Cimbassos - the new orchestration secret of Jeff Atmajian.

Thanks to those who commented and listened. 

I have a sixth sense that Guy appreciates your comments and support as well. :wink:


----------



## dcoscina (Mar 27, 2011)

This is a wonderful, evocative piece. The strings are killing me! They sound really real! Something the way Guy programmed the attack- it sounds so staggered and like a real group, not sampled. I will have to ask Guy on Facebook about some of this as I understand he's not on here any more. Not to get this off track but I was away on vacation so I missed all that transpired. 

Anyhow, Bacos and Alex Temple are easily my favourite composers on here- their sense of harmonic development and structure just floors me. They compose music I like to listen to. 

Nice job Guy and thanks for posting this link Synergy


----------



## impressions (Mar 27, 2011)

bacos has a talent for getting you in his special atmosphere.
its beyond his technique


----------



## Robert Kooijman (Mar 27, 2011)

*Re: "Illusions" VSL Cimbasso Demo (download version)*

Well, what can one say?

Truly stunning work from Guy, and testimony to what can be achieved with VSL.


----------



## Synesthesia (Mar 27, 2011)

synergy543 @ Thu Mar 24 said:


> Well, I'm going to eat my own words... I was just watching the Harry Potter and the Half-Blood Prince scoring session at Abbey Road when up pop some Cimbassos in the back!
> 
> 
> 
> [/


quote]


And that's Owen Slade, maestro of the low end - he is Spitfire's man on Cimbasso, Tuba, Contrabass Tuba and Euphonium.. Also Prof of Tuba at Royal Academy.

He da man! :mrgreen:


----------



## synergy543 (Mar 27, 2011)

*Disclaimer*: FYI, I have not received any compensation from VSL nor from Guy Bacos. I simply posted a comment and link to a composition and it was moved to the commercial section. My post was about Guy's composition and performance which I find interesting. I am in no way advertising for VSL.

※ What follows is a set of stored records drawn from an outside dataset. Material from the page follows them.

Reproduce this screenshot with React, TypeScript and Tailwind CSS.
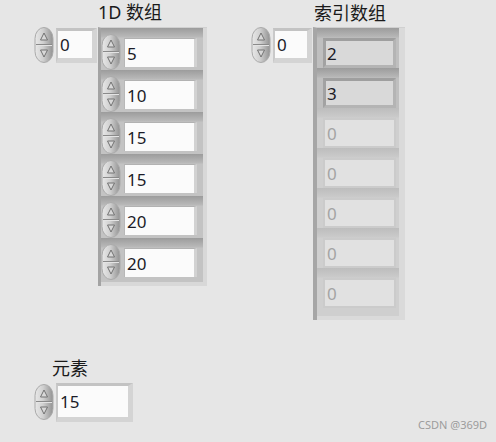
import { useId } from 'react';

const arr1 = [5, 10, 15, 15, 20, 20];
const arr2 = [2, 3, 0, 0, 0, 0, 0];

function Spinner({ className = '' }: { className?: string }) {
  const id = useId();
  return (
    <svg className={`shrink-0 ${className}`} width="20" height="36" viewBox="0 0 20 36">
      <defs>
        <linearGradient id={id} x1="0" x2="1" y1="0" y2="0">
          <stop offset="0" stopColor="#e8e8e8" />
          <stop offset="0.45" stopColor="#d0d0d0" />
          <stop offset="1" stopColor="#929292" />
        </linearGradient>
      </defs>
      <rect x="1" y="0.5" width="18" height="35" rx="9" ry="11" fill={`url(#${id})`} stroke="#aaaaaa" />
      <line x1="2" y1="17.5" x2="18" y2="17.5" stroke="#8a8a8a" />
      <line x1="2" y1="18.5" x2="18" y2="18.5" stroke="#e4e4e4" />
      <path d="M10 6 L6.5 13 H13.5 Z" fill="#d8d8d8" stroke="#727272" />
      <path d="M6.5 23 H13.5 L10 30 Z" fill="#d8d8d8" stroke="#727272" />
    </svg>
  );
}

// numeric control on the panel: spinner + white box
function NumControl({ value, boxClass }: { value: number; boxClass: string }) {
  return (
    <div className="flex items-start gap-[2px]">
      <Spinner />
      <div
        className={`flex items-center bg-[#fbfbfb] border-t-[3px] border-l-[2px] border-r-[5px] border-b-[5px] border-t-[#c3c3c3] border-l-[#c9c9c9] border-r-[#d4d4d4] border-b-[#d4d4d4] pl-[2px] text-[17px] leading-none text-[#1c1c28] ${boxClass}`}
      >
        {value}
      </div>
    </div>
  );
}

function Label({ text, className }: { text: string; className: string }) {
  return <div className={`text-[18px] leading-[22px] text-[#1a1a1a] whitespace-nowrap ${className}`}>{text}</div>;
}

function ControlArray() {
  return (
    <div className="border-l-[3px] border-l-[#a3a3a3] border-t border-t-[#d0d0d0] bg-[#d8d8d8] pr-[4px] pb-[4px]">
      <div className="w-[102px] bg-[#c3c3c3] pb-[2px]">
        {arr1.map((v, i) => (
          <div
            key={i}
            className="h-[42px] flex items-start bg-[linear-gradient(to_bottom,#9c9c9c,#b9b9b9_9px,#c3c3c3_10px)]"
          >
            <Spinner className="mt-[6px]" />
            <div className="mt-[10px] ml-[3px] w-[73px] h-[29px] flex items-center bg-[#fbfbfb] border-t border-l border-t-[#b2b2b2] border-l-[#b8b8b8] border-r-[3px] border-r-[#d2d2d2] pl-[2px] text-[17px] leading-none text-[#1c1c28]">
              {v}
            </div>
          </div>
        ))}
      </div>
    </div>
  );
}

function IndicatorArray() {
  return (
    <div className="border-l-[4px] border-l-[#a6a6a6] border-t border-t-[#d0d0d0] bg-[#dadada] pr-[6px] pb-[4px]">
      <div className="w-[82px] bg-[#cfcfcf] pb-[8px]">
        {arr2.map((v, i) =>
          i < 2 ? (
            <div key={i} className="h-[40px] pt-[10px] pl-[6px] bg-[linear-gradient(to_bottom,#9c9c9c,#b7b7b7_9px,#bfbfbf_10px)]">
              <div className="w-[73px] h-[30px] flex items-center bg-[#d9d9d9] border-[3px] border-t-[#9f9f9f] border-l-[#a2a2a2] border-r-[#b4b4b4] border-b-[#b4b4b4] pl-[1px] text-[17px] leading-none text-[#1c1c28]">
                {v}
              </div>
            </div>
          ) : (
            <div key={i} className="h-[40px] pt-[10px] pl-[6px] bg-[linear-gradient(to_bottom,#bdbdbd,#cacaca_9px,#cfcfcf_10px)]">
              <div className="w-[73px] h-[30px] flex items-center bg-[#e1e1e1] border-[2px] border-[#cbcbcb] pl-[2px] text-[17px] leading-none text-[#a4a4a4]">
                {v}
              </div>
            </div>
          )
        )}
      </div>
    </div>
  );
}

export default function App() {
  return (
    <div className="relative w-[496px] h-[442px] overflow-hidden bg-[#e6e6e6] font-['Noto_Sans','Noto_Sans_CJK_SC',sans-serif]">
      {/* front panel objects: placed freely on the LabVIEW canvas */}
      <div className="absolute left-[34px] top-[1px] flex flex-col">
        <Label text="1D 数组" className="ml-[64px]" />
        <div className="mt-[4px] flex items-start gap-px">
          <NumControl value={0} boxClass="w-[41px] h-[35px] mt-[1px]" />
          <ControlArray />
        </div>
      </div>

      <div className="absolute left-[251px] top-[2px] flex flex-col">
        <Label text="索引数组" className="ml-[63px]" />
        <div className="mt-[3px] flex items-start gap-px">
          <NumControl value={0} boxClass="w-[39px] h-[35px] mt-[1px]" />
          <IndicatorArray />
        </div>
      </div>

      <div className="absolute left-[34px] top-[357px] flex flex-col">
        <Label text="元素" className="ml-[18px]" />
        <div className="mt-[5px]">
          <NumControl value={15} boxClass="w-[77px] h-[39px] -mt-[1px]" />
        </div>
      </div>

      <div className="absolute left-[418px] top-[418px] text-[11px] leading-[14px] text-[#9c9c9c]">CSDN @369D</div>
    </div>
  );
}
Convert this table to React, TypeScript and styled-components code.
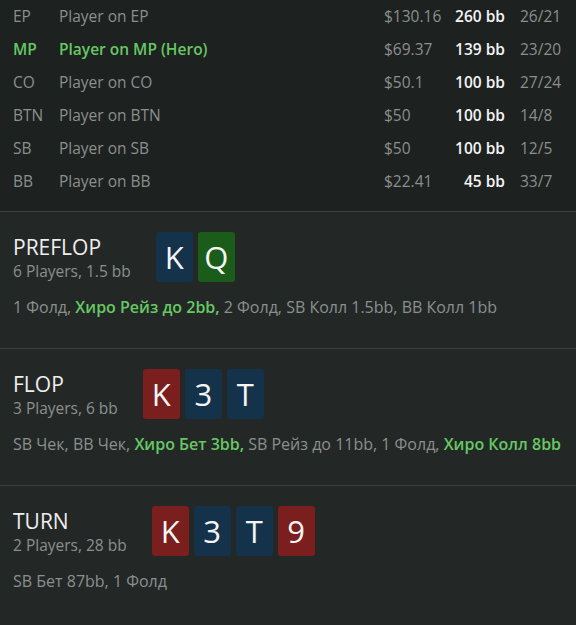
import React from 'react';
import styled, { createGlobalStyle } from 'styled-components';

const GlobalStyle = createGlobalStyle`
    html, body {
        margin: 0;
        padding: 0;
        background: #232827;
    }
    body {
        font-family: "Open Sans", "Noto Sans", sans-serif;
        color: #8c8f8e;
    }
`;

const GREEN = '#66c863';

const Page = styled.div`
    width: 576px;
    min-height: 625px;
    background: #232827;
    overflow: hidden;
`;

const PlayersTable = styled.div`
    background: #1d2120;
    padding: 0 0 14px 13px;
    margin-top: -1px;
    border-bottom: 1px solid #3b403e;
`;

const PlayerRow = styled.div<{ $hero?: boolean }>`
    display: grid;
    grid-template-columns: 46px 325px 60px 61px auto;
    height: 33px;
    align-items: center;
    font-size: 15.5px;
    color: ${(p) => (p.$hero ? GREEN : '#8c8f8e')};
    font-weight: ${(p) => (p.$hero ? 600 : 400)};
`;

const Money = styled.span`
    color: #8c8f8e;
    font-weight: 400;
`;

const Stack = styled.span`
    color: #f4f4f4;
    font-weight: 600;
    text-align: right;
`;

const Stats = styled.span`
    color: #8c8f8e;
    font-weight: 400;
    padding-left: 15px;
`;

const Street = styled.section`
    padding: 20px 13px 30px;
    border-bottom: 1px solid #3b403e;

    &:last-child {
        border-bottom: none;
    }
`;

const StreetHeader = styled.div`
    display: flex;
    align-items: flex-start;
    gap: 25px;
`;

const StreetInfo = styled.div`
    display: flex;
    flex-direction: column;
    padding-top: 1px;
`;

const StreetTitle = styled.div`
    font-size: 21px;
    line-height: 28px;
    color: #eeeeee;
`;

const StreetSub = styled.div`
    font-size: 15.5px;
    line-height: 21px;
    color: #8c8f8e;
`;

const Board = styled.div`
    display: flex;
    gap: 5px;
`;

const Card = styled.div<{ $suit: 'blue' | 'green' | 'red' }>`
    width: 37px;
    height: 50px;
    border-radius: 3px;
    display: flex;
    align-items: center;
    justify-content: center;
    font-size: 31px;
    color: #f5f5f5;
    background: ${(p) => (p.$suit === 'green' ? '#1b5c1a' : p.$suit === 'red' ? '#7a1e1e' : '#15324b')};
`;

const Actions = styled.div`
    margin-top: 15px;
    font-size: 16px;
    line-height: 21px;
    color: #8c8f8e;
    white-space: nowrap;
`;

const HeroAction = styled.span`
    color: ${GREEN};
    font-weight: 600;
`;

type Suit = 'blue' | 'green' | 'red';

const players = [
    { pos: 'EP', name: 'Player on EP', money: '$130.16', stack: '260 bb', stats: '26/21' },
    { pos: 'MP', name: 'Player on MP (Hero)', money: '$69.37', stack: '139 bb', stats: '23/20', hero: true },
    { pos: 'CO', name: 'Player on CO', money: '$50.1', stack: '100 bb', stats: '27/24' },
    { pos: 'BTN', name: 'Player on BTN', money: '$50', stack: '100 bb', stats: '14/8' },
    { pos: 'SB', name: 'Player on SB', money: '$50', stack: '100 bb', stats: '12/5' },
    { pos: 'BB', name: 'Player on BB', money: '$22.41', stack: '45 bb', stats: '33/7' },
];

const streets: {
    title: string;
    sub: string;
    cards: [string, Suit][];
    actions: { text: string; hero?: boolean }[];
}[] = [
    {
        title: 'PREFLOP',
        sub: '6 Players, 1.5 bb',
        cards: [
            ['K', 'blue'],
            ['Q', 'green'],
        ],
        actions: [
            { text: '1 Фолд' },
            { text: 'Хиро Рейз до 2bb', hero: true },
            { text: '2 Фолд' },
            { text: 'SB Колл 1.5bb' },
            { text: 'BB Колл 1bb' },
        ],
    },
    {
        title: 'FLOP',
        sub: '3 Players, 6 bb',
        cards: [
            ['K', 'red'],
            ['3', 'blue'],
            ['T', 'blue'],
        ],
        actions: [
            { text: 'SB Чек' },
            { text: 'BB Чек' },
            { text: 'Хиро Бет 3bb', hero: true },
            { text: 'SB Рейз до 11bb' },
            { text: '1 Фолд' },
            { text: 'Хиро Колл 8bb', hero: true },
        ],
    },
    {
        title: 'TURN',
        sub: '2 Players, 28 bb',
        cards: [
            ['K', 'red'],
            ['3', 'blue'],
            ['T', 'blue'],
            ['9', 'red'],
        ],
        actions: [{ text: 'SB Бет 87bb' }, { text: '1 Фолд' }],
    },
];

export default function App() {
    return (
        <Page>
            <GlobalStyle />
            <PlayersTable>
                {players.map((p) => (
                    <PlayerRow key={p.pos} $hero={p.hero}>
                        <span>{p.pos}</span>
                        <span>{p.name}</span>
                        <Money>{p.money}</Money>
                        <Stack>{p.stack}</Stack>
                        <Stats>{p.stats}</Stats>
                    </PlayerRow>
                ))}
            </PlayersTable>
            {streets.map((s) => (
                <Street key={s.title}>
                    <StreetHeader>
                        <StreetInfo>
                            <StreetTitle>{s.title}</StreetTitle>
                            <StreetSub>{s.sub}</StreetSub>
                        </StreetInfo>
                        <Board>
                            {s.cards.map(([rank, suit], i) => (
                                <Card key={i} $suit={suit}>
                                    {rank}
                                </Card>
                            ))}
                        </Board>
                    </StreetHeader>
                    <Actions>
                        {s.actions.map((a, i) => {
                            const last = i === s.actions.length - 1;
                            const text = a.text + (last ? '' : ',');
                            return (
                                <React.Fragment key={i}>
                                    {a.hero ? <HeroAction>{text}</HeroAction> : text}
                                    {last ? '' : ' '}
                                </React.Fragment>
                            );
                        })}
                    </Actions>
                </Street>
            ))}
        </Page>
    );
}
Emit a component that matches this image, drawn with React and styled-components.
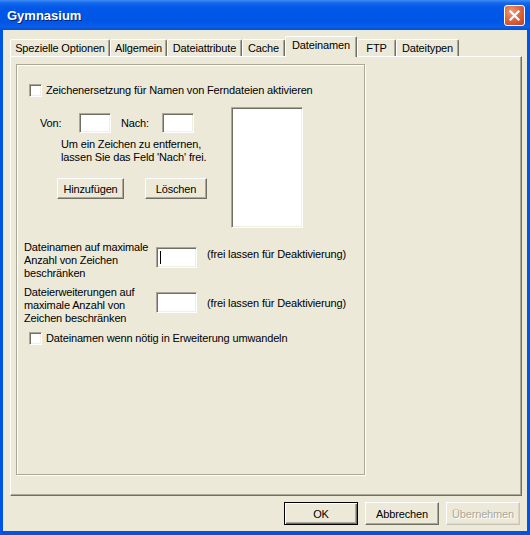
import React from 'react';
import styled, { createGlobalStyle, css } from 'styled-components';

const GlobalStyle = createGlobalStyle`
  body {
    margin: 0;
    background: #ece9d8;
  }
`;

const Window = styled.div`
  width: 530px;
  height: 535px;
  box-sizing: border-box;
  display: flex;
  flex-direction: column;
  background: #0054e3;
  font-family: "Liberation Sans", Arial, sans-serif;
  font-size: 11px;
  letter-spacing: -0.15px;
  color: #000;
  overflow: hidden;
`;

const TitleBar = styled.div`
  height: 30px;
  flex: none;
  display: flex;
  align-items: center;
  justify-content: space-between;
  padding: 0 5px 0 7px;
  background: linear-gradient(to bottom, #3d8ef6 0px, #1467eb 3px, #0058e8 8px, #0056e6 22px, #0a5ee9 27px, #0050d8 30px);
`;

const Title = styled.span`
  font-weight: bold;
  font-size: 13px;
  letter-spacing: 0;
  color: #fff;
  text-shadow: 1px 1px 0 #0a1e79;
`;

const CloseButton = styled.div`
  width: 21px;
  height: 21px;
  box-sizing: border-box;
  border: 1px solid #fff;
  border-radius: 3px;
  background: radial-gradient(circle at 35% 30%, #f09a78 0%, #dd6a45 45%, #c43d17 100%);
  display: flex;
  align-items: center;
  justify-content: center;
`;

const Client = styled.div`
  flex: 1;
  margin: 0 3px 4px;
  background: #ece9d8;
  display: flex;
  flex-direction: column;
  padding: 6px 5px 6px 7px;
`;

const TabStrip = styled.div`
  height: 20px;
  display: flex;
  align-items: flex-end;
  position: relative;
  z-index: 1;
`;

const Tab = styled.div`
  box-sizing: border-box;
  width: ${p => p.$w}px;
  height: 17px;
  display: flex;
  align-items: center;
  justify-content: center;
  background: #ece9d8;
  border-top: 1px solid #fff;
  border-left: 1px solid #fff;
  border-right: 1px solid #716f64;
  border-radius: 2px 2px 0 0;
  box-shadow: inset -1px 0 0 #aca899;
  white-space: nowrap;
  ${p => p.$active && css`
    height: 21px;
    margin-bottom: -1px;
    align-items: flex-start;
    padding-top: 2px;
  `}
`;

const Panel = styled.div`
  flex: 1;
  box-sizing: border-box;
  border-top: 1px solid #fff;
  border-left: 1px solid #fff;
  border-right: 1px solid #716f64;
  border-bottom: 1px solid #716f64;
  box-shadow: inset -1px -1px 0 #aca899;
  padding: 7px 0 0 5px;
`;

const Frame = styled.div`
  width: 349px;
  height: 411px;
  box-sizing: border-box;
  border: 1px solid #aca899;
  box-shadow: 1px 1px 0 #fff, inset 1px 1px 0 #fff;
  padding-top: 19px;
`;

const CheckRow = styled.div`
  display: flex;
  align-items: center;
  gap: 4px;
  margin: ${p => p.$top || 0}px 0 0 12px;
  line-height: 13px;
`;

const CheckBox = styled.div`
  width: 13px;
  height: 13px;
  box-sizing: border-box;
  background: #fff;
  border: 1px solid;
  border-color: #aca899 #fff #fff #aca899;
  box-shadow: inset 1px 1px 0 #716f64, inset -1px -1px 0 #f1efe2;
`;

const ReplaceRow = styled.div`
  display: flex;
  margin: 10px 0 0 23px;
`;

const LeftCol = styled.div`
  width: 191px;
  display: flex;
  flex-direction: column;
`;

const PairRow = styled.div`
  display: flex;
  align-items: center;
  margin-top: 6px;
  line-height: 13px;
`;

const FieldLabel = styled.span`
  width: ${p => p.$w}px;
  margin-left: ${p => p.$ml || 0}px;
`;

const Field = styled.div`
  width: ${p => p.$w}px;
  height: ${p => p.$h}px;
  margin-top: ${p => p.$top || 0}px;
  flex: none;
  box-sizing: border-box;
  background: #fff;
  border: 1px solid;
  border-color: #aca899 #fff #fff #aca899;
  box-shadow: inset 1px 1px 0 #716f64, inset -1px -1px 0 #f1efe2;
  display: flex;
  align-items: center;
  padding-left: 3px;
`;

const Caret = styled.span`
  width: 1px;
  height: 13px;
  background: #000;
`;

const Hint = styled.div`
  margin: 5px 0 0 21px;
  line-height: 13px;
`;

const ButtonPair = styled.div`
  display: flex;
  gap: 21px;
  margin: 14px 0 0 17px;
`;

const Button = styled.button`
  box-sizing: border-box;
  width: ${p => p.$w}px;
  height: ${p => p.$h || 23}px;
  margin: 0;
  padding: 0;
  font: inherit;
  letter-spacing: inherit;
  color: #000;
  background: #ece9d8;
  border: 1px solid;
  border-color: #fff #716f64 #716f64 #fff;
  box-shadow: inset -1px -1px 0 #aca899;
  ${p => p.$default && css`
    border: 1px solid #000;
    box-shadow: inset 1px 1px 0 #fff, inset -1px -1px 0 #716f64, inset -2px -2px 0 #aca899;
  `}
  &:disabled {
    color: #aca899;
    text-shadow: 1px 1px 0 #fff;
    border-color: #fff #c8c5b8 #c8c5b8 #fff;
    box-shadow: inset -1px -1px 0 #ddd9c9;
  }
`;

const ListBox = styled(Field)`
  width: 72px;
  height: 121px;
`;

const LimitRow = styled.div`
  display: flex;
  align-items: flex-start;
  margin: ${p => p.$top}px 0 0 7px;
  line-height: 13px;
`;

const LimitText = styled.div`
  width: 132px;
  flex: none;
`;

const Note = styled.span`
  margin: ${p => p.$top}px 0 0 10px;
`;

const ButtonRow = styled.div`
  display: flex;
  justify-content: flex-end;
  gap: 7px;
  margin-top: 6px;
  padding-right: 2px;
`;

const tabs = [
  { label: 'Spezielle Optionen', w: 100 },
  { label: 'Allgemein', w: 57 },
  { label: 'Dateiattribute', w: 75 },
  { label: 'Cache', w: 43 },
  { label: 'Dateinamen', w: 72, active: true },
  { label: 'FTP', w: 39 },
  { label: 'Dateitypen', w: 63 },
];

export default function App() {
  return (
    <>
      <GlobalStyle />
      <Window>
        <TitleBar>
          <Title>Gymnasium</Title>
          <CloseButton>
            <svg width="11" height="11" viewBox="0 0 11 11">
              <path d="M1.5 1.5 L9.5 9.5 M9.5 1.5 L1.5 9.5" stroke="#fff" strokeWidth="2.2" strokeLinecap="square" />
            </svg>
          </CloseButton>
        </TitleBar>
        <Client>
          <TabStrip>
            {tabs.map(t => (
              <Tab key={t.label} $w={t.w} $active={t.active}>{t.label}</Tab>
            ))}
          </TabStrip>
          <Panel>
            <Frame>
              <CheckRow>
                <CheckBox />
                <span>Zeichenersetzung für Namen von Ferndateien aktivieren</span>
              </CheckRow>
              <ReplaceRow>
                <LeftCol>
                  <PairRow>
                    <FieldLabel $w={39}>Von:</FieldLabel>
                    <Field $w={32} $h={20} />
                    <FieldLabel $w={41} $ml={10}>Nach:</FieldLabel>
                    <Field $w={32} $h={20} />
                  </PairRow>
                  <Hint>
                    Um ein Zeichen zu entfernen,<br />
                    lassen Sie das Feld 'Nach' frei.
                  </Hint>
                  <ButtonPair>
                    <Button $w={67} $h={21}>Hinzufügen</Button>
                    <Button $w={62} $h={21}>Löschen</Button>
                  </ButtonPair>
                </LeftCol>
                <ListBox />
              </ReplaceRow>
              <LimitRow $top={13}>
                <LimitText>
                  Dateinamen auf maximale<br />
                  Anzahl von Zeichen<br />
                  beschränken
                </LimitText>
                <Field $w={41} $h={21} $top={6}><Caret /></Field>
                <Note $top={7}>(frei lassen für Deaktivierung)</Note>
              </LimitRow>
              <LimitRow $top={6}>
                <LimitText>
                  Dateierweiterungen auf<br />
                  maximale Anzahl von<br />
                  Zeichen beschränken
                </LimitText>
                <Field $w={41} $h={21} $top={6} />
                <Note $top={11}>(frei lassen für Deaktivierung)</Note>
              </LimitRow>
              <CheckRow $top={7}>
                <CheckBox />
                <span>Dateinamen wenn nötig in Erweiterung umwandeln</span>
              </CheckRow>
            </Frame>
          </Panel>
          <ButtonRow>
            <Button $w={74} $default>OK</Button>
            <Button $w={74}>Abbrechen</Button>
            <Button $w={74} disabled>Übernehmen</Button>
          </ButtonRow>
        </Client>
      </Window>
    </>
  );
}
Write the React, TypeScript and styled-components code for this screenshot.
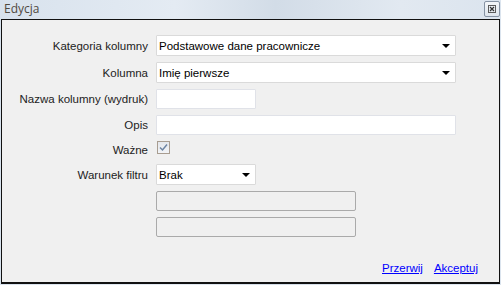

In fact, I've focused many of my comments on the Cimbasso itself as many other who have responded have also. Why is this now in the commercial section?

Can someone outline the criteria for what is considered commercial?


----------



## Treb (Mar 27, 2011)

Yeah, was a bit confused why I found this in the commercial section... ;;


----------



## dcoscina (Mar 27, 2011)

I want to say something but I will remain reticent for now...


----------



## Ed (Mar 27, 2011)

The only thing I found weak was the attack on the strings, but I'm being picky. The rest sounds really good. The Cimbasso sounds great, surprisingly realistic lyrical passages.


----------



## Guy Bacos (Mar 27, 2011)

*Re: "Illusions" VSL Cimbasso Demo (download version)*

Thanks guys for your comments and especially Greg for posting my demo.


----------



## synergy543 (Apr 7, 2011)

You're welcome Guy. And thanks to the mod who moved this back to the composition area.


----------



## PMortise (Apr 8, 2011)

Stunning. This is the kind of stuff that inspires me to keep working harder.

Between that mockup and this video: http://www.youtube.com/watch?v=2N63DfmSKBc it's easy to want to write for cimbasso. :wink:


----------



## synergy543 (Apr 8, 2011)

PMortise @ Fri Apr 08 said:


> Stunning. This is the kind of stuff that inspires me to keep working harder.
> 
> Between that mockup and this video: http://www.youtube.com/watch?v=2N63DfmSKBc it's easy to want to write for cimbasso. :wink:



Cute. o=? Except my wife walked in while I was watching (honestly) and she didn't buy that I was getting inspired to work harder... so I got whacked on the shoulder. :lol:


----------